Exactly the lines between the line containing "What React, TypeScript" and the line containing "number; label: string;", together with those two lines, are to be output.

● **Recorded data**
..........

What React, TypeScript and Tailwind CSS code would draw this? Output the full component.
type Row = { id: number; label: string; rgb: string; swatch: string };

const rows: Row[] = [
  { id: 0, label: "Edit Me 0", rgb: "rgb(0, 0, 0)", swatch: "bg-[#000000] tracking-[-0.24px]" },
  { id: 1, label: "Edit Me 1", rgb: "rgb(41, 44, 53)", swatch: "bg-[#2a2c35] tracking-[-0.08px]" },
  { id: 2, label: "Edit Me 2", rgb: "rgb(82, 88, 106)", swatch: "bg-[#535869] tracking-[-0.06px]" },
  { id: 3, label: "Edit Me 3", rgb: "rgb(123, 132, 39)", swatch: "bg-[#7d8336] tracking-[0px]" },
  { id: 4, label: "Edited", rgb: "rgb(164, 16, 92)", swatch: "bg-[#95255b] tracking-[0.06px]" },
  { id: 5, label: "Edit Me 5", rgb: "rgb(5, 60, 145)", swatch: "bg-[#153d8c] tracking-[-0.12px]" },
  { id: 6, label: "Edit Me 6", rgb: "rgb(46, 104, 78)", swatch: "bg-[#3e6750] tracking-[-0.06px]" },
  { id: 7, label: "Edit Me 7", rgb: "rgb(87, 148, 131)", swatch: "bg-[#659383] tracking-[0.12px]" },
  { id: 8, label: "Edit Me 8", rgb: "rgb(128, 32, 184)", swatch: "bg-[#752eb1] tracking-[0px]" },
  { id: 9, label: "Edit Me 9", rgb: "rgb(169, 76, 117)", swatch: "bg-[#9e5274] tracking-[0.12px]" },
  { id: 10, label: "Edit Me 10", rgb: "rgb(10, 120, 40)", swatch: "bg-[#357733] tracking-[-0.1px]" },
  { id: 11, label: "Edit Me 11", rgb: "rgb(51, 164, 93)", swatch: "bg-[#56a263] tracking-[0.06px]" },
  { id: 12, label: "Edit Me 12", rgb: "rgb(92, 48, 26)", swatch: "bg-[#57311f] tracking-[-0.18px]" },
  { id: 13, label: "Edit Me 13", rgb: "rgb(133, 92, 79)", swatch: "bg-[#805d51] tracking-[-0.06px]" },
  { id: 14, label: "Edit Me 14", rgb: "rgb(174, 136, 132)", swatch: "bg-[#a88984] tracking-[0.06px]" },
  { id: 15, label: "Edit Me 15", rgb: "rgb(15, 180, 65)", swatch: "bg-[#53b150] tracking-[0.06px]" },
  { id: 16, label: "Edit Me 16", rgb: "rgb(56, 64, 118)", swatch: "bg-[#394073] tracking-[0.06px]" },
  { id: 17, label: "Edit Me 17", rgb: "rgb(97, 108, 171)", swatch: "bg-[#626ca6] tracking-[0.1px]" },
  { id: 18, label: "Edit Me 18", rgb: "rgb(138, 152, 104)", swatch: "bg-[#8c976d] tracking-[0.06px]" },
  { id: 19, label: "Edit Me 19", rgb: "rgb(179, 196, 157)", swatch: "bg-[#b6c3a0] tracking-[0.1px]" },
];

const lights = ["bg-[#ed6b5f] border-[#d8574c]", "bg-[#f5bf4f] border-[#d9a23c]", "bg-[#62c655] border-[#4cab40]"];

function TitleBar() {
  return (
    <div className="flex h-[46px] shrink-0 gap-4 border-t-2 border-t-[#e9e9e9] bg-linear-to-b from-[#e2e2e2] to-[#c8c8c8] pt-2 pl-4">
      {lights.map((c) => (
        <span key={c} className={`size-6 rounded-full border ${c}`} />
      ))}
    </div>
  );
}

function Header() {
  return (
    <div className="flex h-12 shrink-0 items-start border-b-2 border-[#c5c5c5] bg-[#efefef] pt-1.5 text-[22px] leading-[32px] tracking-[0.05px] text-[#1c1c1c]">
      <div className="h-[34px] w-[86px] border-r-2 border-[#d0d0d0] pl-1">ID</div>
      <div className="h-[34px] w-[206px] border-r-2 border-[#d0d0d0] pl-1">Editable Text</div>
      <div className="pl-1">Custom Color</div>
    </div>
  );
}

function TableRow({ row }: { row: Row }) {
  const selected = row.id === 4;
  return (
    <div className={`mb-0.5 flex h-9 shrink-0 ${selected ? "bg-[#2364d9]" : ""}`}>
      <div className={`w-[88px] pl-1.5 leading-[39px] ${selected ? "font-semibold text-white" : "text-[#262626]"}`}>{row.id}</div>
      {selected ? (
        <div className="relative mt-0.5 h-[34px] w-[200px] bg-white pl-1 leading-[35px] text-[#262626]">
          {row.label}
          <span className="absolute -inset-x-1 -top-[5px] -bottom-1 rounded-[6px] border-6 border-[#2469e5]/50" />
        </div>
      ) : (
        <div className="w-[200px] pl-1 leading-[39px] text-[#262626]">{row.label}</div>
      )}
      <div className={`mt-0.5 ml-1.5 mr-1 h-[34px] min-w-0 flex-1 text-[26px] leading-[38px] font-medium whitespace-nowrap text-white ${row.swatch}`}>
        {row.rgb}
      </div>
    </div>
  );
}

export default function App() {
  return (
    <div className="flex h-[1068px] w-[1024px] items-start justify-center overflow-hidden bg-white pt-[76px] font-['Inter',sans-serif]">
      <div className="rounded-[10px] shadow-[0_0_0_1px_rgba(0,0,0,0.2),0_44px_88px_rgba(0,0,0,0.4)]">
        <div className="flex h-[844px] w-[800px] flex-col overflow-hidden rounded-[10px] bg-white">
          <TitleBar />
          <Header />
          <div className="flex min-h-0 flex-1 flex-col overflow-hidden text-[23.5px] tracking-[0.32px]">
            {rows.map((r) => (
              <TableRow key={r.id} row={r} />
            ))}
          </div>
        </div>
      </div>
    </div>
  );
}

..........

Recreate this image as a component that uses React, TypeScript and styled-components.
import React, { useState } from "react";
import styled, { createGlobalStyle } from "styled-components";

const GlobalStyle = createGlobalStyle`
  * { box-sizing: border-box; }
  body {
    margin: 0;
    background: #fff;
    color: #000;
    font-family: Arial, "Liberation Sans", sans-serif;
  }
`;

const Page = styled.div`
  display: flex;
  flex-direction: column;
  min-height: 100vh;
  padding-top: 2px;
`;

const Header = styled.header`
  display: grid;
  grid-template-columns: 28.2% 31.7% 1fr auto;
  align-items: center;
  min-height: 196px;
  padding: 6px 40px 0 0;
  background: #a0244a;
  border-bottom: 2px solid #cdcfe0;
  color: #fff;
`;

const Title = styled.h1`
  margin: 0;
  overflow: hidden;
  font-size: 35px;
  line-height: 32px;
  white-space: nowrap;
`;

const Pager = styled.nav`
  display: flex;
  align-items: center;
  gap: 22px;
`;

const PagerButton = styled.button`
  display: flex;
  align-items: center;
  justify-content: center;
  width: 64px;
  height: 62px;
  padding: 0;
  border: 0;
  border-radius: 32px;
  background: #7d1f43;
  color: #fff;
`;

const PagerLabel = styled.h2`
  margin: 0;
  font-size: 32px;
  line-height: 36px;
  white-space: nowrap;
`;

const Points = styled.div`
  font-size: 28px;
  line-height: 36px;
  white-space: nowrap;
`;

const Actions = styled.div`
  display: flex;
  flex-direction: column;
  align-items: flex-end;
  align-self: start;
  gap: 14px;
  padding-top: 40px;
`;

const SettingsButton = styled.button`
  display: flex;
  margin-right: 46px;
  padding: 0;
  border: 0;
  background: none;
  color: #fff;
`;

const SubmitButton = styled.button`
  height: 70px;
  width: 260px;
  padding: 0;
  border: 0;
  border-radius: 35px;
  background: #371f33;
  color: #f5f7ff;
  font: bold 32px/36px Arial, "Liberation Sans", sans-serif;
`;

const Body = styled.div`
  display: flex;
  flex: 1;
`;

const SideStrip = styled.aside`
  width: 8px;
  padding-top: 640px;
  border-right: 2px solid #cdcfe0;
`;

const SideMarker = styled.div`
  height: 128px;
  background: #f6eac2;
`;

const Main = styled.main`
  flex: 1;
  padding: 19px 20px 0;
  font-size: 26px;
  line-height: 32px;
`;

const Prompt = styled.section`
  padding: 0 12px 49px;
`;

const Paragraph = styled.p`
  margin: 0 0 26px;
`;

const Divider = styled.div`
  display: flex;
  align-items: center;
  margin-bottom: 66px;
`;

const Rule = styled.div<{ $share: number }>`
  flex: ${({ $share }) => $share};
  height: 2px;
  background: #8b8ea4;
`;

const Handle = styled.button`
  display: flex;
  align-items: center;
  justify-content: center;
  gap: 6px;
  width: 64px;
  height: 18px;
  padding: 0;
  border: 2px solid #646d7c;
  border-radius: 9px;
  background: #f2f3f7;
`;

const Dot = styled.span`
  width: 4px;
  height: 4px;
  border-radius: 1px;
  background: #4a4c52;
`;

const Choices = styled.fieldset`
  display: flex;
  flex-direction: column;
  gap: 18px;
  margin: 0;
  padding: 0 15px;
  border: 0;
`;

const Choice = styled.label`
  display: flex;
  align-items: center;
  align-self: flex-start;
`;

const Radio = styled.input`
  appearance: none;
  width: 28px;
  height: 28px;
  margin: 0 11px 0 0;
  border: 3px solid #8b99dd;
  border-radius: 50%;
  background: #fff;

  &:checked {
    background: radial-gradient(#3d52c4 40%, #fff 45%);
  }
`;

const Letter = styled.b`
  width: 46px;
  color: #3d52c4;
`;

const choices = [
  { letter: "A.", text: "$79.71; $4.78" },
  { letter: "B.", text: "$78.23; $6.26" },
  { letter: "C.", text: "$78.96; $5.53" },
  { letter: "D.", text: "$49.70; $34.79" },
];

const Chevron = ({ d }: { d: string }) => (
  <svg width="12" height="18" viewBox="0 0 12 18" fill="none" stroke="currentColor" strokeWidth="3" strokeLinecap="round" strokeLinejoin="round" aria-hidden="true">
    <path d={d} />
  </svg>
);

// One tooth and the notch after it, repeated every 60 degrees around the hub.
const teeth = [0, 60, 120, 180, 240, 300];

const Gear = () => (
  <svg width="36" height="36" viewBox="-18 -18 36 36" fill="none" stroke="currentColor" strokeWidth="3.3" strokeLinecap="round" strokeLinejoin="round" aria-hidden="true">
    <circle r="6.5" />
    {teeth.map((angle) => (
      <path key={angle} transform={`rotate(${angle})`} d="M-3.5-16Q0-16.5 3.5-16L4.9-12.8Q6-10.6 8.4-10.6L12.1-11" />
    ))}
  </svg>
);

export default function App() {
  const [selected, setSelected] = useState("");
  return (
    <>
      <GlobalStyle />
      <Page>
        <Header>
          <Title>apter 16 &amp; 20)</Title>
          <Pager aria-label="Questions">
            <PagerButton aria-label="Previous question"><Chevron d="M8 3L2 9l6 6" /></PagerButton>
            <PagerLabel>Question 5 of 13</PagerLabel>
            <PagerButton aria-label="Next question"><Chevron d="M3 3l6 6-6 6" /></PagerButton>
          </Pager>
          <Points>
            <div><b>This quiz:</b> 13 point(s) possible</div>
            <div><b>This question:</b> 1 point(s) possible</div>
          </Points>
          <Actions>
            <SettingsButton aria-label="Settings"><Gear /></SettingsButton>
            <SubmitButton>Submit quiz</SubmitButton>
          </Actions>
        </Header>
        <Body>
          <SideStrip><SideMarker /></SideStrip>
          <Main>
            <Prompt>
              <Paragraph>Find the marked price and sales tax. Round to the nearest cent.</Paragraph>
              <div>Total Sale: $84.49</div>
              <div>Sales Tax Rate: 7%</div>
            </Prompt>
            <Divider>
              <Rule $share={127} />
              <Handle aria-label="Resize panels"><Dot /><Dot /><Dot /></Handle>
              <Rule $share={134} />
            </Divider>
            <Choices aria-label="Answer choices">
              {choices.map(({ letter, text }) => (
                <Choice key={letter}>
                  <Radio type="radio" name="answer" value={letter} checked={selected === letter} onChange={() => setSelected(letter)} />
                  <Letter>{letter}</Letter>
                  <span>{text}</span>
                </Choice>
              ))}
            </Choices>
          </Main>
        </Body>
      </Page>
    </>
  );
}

..........

● **OUTPUT OF THE TASK**
What React, TypeScript and Tailwind CSS code would draw this? Output the full component.
type Row = { id: number; label: string; rgb: string; swatch: string };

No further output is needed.